◆ **YOUR GOAL**:
Search the records for "React" and copy each line that holds it.

◆ **LISTED ENTRIES**:
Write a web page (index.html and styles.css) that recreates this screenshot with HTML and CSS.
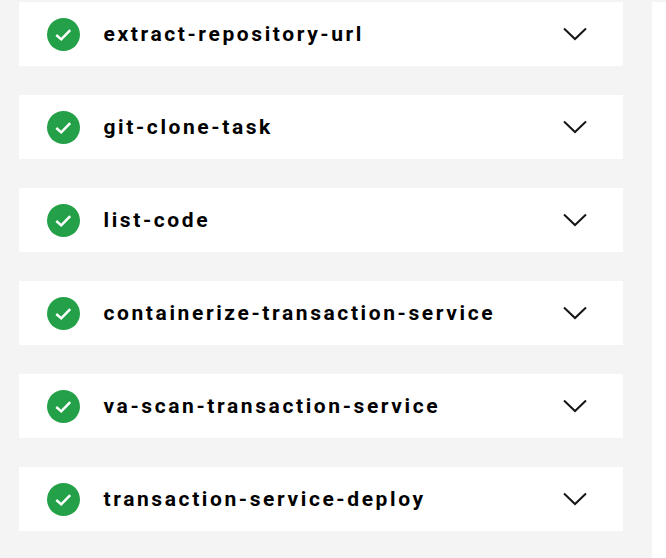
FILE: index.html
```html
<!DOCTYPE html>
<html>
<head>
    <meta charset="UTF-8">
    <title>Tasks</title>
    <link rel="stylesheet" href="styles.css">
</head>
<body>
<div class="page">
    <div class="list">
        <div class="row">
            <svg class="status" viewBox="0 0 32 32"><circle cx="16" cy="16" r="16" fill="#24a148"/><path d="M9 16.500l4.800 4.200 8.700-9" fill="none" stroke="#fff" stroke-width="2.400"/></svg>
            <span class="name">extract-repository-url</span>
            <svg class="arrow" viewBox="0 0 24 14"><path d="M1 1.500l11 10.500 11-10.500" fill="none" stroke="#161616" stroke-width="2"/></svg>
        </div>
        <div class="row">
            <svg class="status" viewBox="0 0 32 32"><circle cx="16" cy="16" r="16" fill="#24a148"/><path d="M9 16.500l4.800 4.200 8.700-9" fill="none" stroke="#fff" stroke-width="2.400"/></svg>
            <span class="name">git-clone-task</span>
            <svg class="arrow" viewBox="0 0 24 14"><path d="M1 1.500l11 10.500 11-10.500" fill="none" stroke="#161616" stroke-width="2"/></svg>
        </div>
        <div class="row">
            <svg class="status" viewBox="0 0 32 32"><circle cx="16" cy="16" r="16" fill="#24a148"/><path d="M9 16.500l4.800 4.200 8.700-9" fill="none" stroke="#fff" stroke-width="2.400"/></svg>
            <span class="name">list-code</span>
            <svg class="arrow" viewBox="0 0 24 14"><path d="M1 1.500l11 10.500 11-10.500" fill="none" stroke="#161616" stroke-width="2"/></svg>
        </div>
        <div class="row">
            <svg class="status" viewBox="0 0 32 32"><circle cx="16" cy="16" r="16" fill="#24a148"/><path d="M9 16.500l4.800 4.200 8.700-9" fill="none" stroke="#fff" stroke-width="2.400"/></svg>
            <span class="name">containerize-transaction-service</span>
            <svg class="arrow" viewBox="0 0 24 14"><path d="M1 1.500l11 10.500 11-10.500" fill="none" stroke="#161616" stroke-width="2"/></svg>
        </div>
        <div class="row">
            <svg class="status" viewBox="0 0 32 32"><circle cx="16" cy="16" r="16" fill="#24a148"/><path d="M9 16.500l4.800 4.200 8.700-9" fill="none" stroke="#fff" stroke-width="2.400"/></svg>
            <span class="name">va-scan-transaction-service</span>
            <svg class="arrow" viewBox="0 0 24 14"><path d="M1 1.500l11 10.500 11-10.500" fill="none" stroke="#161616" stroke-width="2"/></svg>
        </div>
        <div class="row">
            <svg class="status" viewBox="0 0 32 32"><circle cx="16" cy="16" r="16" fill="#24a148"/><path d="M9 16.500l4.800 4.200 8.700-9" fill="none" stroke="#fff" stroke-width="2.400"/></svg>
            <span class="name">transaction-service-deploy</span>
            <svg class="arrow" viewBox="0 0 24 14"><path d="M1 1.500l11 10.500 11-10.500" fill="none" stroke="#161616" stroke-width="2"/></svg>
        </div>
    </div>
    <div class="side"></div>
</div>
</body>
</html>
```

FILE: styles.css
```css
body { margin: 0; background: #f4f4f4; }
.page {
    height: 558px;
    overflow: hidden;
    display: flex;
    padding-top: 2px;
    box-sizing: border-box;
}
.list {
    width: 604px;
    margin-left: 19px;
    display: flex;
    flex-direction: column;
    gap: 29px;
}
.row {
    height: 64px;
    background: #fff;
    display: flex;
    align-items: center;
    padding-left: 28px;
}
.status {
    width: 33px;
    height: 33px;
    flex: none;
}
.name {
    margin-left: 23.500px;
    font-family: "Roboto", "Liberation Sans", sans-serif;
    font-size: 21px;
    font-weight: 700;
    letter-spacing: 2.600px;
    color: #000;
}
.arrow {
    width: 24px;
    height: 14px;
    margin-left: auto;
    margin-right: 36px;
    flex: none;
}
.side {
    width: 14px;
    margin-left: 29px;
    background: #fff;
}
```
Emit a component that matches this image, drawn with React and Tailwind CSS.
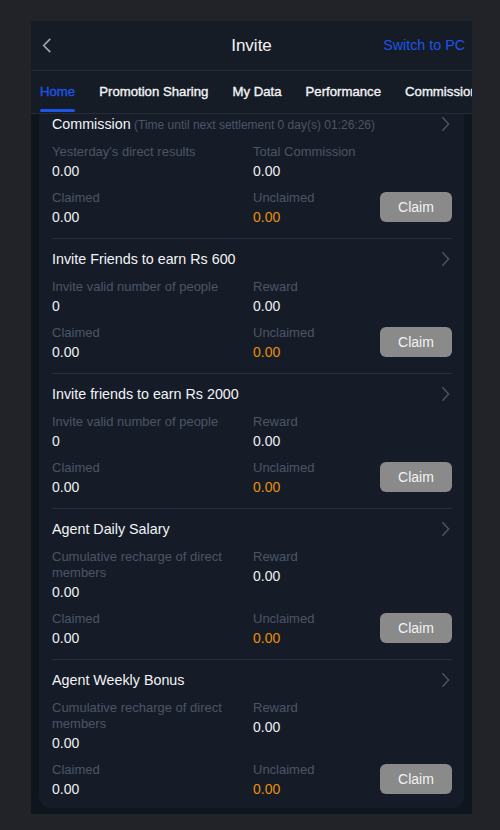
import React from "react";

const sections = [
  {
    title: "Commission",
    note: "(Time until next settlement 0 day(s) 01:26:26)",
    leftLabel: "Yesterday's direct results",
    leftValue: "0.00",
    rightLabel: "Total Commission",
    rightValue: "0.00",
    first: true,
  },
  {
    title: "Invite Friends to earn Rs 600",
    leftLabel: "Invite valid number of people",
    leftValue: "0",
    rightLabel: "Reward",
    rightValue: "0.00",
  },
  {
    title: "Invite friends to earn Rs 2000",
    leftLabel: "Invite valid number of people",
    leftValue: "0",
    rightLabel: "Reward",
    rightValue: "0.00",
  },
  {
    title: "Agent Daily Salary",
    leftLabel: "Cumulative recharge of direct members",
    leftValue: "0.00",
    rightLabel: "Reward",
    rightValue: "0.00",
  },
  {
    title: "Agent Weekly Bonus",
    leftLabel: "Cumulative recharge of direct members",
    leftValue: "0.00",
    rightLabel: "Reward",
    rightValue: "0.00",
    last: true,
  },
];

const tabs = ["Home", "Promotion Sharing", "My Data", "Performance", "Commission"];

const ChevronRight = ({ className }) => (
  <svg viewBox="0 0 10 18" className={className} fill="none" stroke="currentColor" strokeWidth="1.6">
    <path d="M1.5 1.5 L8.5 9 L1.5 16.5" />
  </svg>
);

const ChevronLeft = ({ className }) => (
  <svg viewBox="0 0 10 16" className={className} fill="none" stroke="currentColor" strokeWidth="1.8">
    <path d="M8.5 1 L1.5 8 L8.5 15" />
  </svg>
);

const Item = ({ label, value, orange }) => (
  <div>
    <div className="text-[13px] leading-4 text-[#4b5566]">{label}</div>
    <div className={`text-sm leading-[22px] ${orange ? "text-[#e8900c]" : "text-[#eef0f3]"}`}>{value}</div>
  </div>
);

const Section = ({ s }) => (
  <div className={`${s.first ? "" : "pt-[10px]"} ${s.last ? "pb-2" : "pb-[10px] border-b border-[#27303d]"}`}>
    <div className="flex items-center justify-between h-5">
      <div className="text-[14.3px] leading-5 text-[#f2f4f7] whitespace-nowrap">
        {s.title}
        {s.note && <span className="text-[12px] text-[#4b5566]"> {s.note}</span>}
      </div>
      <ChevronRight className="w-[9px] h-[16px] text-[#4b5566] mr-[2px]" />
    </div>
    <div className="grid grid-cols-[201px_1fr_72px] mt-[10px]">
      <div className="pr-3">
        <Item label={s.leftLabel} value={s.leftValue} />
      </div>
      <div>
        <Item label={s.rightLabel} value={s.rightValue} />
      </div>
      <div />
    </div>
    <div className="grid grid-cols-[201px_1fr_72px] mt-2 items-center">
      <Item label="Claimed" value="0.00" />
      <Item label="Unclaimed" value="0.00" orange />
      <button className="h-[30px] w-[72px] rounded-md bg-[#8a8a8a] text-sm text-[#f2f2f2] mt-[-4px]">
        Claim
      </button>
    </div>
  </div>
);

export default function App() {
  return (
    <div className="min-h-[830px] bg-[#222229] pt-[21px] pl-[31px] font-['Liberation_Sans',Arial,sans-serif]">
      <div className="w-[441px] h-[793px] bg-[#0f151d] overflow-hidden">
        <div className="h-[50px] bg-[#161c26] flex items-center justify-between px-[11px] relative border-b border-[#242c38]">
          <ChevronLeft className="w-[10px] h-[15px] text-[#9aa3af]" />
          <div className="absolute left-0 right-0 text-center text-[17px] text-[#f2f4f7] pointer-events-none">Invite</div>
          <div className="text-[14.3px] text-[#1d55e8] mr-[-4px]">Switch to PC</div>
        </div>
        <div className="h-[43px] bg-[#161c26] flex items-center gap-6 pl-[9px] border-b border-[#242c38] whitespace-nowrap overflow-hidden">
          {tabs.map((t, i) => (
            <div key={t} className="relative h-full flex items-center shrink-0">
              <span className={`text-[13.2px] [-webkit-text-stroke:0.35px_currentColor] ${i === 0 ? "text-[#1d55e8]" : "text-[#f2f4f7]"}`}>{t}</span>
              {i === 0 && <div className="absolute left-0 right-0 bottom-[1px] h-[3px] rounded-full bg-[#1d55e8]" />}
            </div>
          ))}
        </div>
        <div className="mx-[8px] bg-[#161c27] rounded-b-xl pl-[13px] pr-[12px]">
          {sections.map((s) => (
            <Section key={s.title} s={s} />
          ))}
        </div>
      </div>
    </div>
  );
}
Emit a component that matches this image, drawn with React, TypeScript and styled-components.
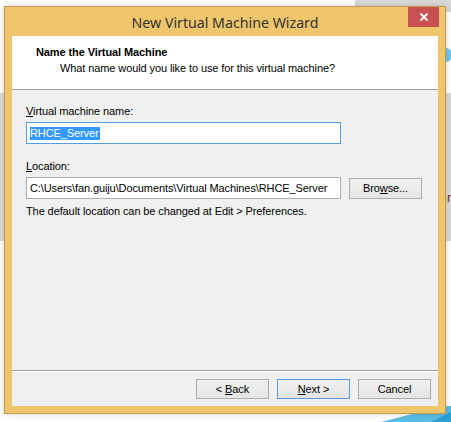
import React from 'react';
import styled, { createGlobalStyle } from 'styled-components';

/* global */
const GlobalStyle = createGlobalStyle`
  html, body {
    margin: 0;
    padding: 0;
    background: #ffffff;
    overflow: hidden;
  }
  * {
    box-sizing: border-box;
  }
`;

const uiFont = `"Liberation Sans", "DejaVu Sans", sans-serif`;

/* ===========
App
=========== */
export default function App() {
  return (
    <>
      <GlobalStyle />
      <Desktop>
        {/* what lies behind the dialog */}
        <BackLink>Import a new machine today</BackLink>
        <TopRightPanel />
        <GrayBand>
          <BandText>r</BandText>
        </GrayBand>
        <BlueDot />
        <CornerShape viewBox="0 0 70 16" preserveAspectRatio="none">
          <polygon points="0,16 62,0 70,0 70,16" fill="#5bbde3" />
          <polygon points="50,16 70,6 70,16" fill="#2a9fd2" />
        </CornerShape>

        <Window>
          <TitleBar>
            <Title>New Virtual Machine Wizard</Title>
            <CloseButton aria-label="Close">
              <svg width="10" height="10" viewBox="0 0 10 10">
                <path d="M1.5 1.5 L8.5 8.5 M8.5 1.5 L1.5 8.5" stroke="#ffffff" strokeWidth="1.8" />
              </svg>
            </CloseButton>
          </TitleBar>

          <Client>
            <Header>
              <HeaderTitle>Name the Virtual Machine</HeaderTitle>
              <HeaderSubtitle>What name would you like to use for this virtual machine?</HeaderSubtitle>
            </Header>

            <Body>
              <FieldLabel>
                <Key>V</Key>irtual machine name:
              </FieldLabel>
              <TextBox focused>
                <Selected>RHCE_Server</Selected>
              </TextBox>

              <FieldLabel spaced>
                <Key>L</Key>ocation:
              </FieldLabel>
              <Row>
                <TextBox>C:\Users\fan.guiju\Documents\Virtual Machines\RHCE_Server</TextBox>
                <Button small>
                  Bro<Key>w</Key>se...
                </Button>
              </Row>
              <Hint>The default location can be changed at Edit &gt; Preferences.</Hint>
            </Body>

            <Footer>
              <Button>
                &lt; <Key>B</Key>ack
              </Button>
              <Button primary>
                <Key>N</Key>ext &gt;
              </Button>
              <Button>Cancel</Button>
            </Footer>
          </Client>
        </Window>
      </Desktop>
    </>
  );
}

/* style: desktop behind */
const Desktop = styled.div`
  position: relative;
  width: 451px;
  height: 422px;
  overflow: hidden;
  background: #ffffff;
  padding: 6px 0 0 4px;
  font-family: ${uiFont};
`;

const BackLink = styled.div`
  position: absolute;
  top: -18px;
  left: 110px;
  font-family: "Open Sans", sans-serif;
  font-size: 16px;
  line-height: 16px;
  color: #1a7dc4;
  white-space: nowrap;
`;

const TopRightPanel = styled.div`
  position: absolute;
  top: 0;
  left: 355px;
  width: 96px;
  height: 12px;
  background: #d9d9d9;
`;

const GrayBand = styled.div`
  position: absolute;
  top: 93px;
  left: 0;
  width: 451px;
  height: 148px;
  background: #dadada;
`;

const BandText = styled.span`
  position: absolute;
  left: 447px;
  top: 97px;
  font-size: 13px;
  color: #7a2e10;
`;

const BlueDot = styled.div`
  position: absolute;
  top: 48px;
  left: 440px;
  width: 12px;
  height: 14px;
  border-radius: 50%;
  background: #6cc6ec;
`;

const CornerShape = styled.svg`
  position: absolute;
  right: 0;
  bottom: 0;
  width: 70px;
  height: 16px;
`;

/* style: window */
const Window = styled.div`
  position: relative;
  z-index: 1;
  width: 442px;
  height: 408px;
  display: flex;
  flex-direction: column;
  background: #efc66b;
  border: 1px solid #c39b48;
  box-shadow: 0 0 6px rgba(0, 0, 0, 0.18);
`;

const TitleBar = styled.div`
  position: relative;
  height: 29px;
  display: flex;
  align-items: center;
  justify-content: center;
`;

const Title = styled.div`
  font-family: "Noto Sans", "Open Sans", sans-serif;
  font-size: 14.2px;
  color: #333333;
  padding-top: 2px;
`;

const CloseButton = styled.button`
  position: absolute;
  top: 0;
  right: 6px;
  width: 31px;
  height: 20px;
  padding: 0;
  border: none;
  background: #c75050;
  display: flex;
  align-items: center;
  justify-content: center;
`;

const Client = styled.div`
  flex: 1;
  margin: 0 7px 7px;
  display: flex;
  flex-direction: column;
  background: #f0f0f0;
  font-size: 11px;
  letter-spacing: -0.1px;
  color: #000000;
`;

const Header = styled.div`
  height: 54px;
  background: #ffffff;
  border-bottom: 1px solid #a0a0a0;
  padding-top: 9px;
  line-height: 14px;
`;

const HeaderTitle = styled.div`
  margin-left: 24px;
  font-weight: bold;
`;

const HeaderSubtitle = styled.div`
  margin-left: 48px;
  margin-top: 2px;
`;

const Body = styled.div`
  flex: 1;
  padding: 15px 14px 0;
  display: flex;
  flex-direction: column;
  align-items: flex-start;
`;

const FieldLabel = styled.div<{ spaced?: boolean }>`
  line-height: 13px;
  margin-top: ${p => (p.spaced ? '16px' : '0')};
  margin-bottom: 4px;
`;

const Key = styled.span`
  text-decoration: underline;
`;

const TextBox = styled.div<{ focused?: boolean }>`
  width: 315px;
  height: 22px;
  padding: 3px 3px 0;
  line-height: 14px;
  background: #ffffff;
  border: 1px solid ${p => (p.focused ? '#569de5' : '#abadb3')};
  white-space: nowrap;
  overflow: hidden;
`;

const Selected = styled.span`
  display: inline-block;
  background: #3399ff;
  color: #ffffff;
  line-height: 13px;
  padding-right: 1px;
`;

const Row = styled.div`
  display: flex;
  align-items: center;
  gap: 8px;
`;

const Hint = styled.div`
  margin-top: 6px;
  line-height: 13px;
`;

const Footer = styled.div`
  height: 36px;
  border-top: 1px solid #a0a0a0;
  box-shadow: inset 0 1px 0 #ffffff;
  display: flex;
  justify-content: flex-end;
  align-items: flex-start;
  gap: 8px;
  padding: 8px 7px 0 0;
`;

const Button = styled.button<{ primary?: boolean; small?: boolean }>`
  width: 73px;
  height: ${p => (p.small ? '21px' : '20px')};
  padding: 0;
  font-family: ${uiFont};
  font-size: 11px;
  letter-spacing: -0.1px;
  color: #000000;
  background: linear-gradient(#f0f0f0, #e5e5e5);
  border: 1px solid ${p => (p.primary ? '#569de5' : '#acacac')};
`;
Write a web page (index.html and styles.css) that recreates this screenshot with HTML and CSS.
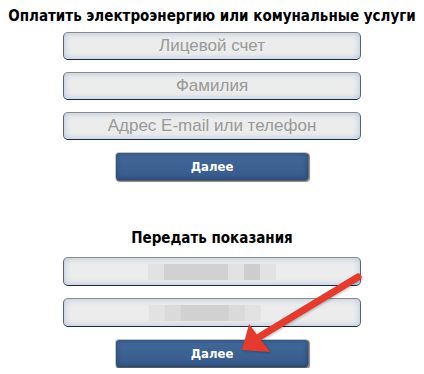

◆ **WORKED ANSWER**:
Emit a component that matches this image, drawn with React and Tailwind CSS.
import React from "react";
Emit a component that matches this image, drawn with React, TypeScript and styled-components.
import React from 'react';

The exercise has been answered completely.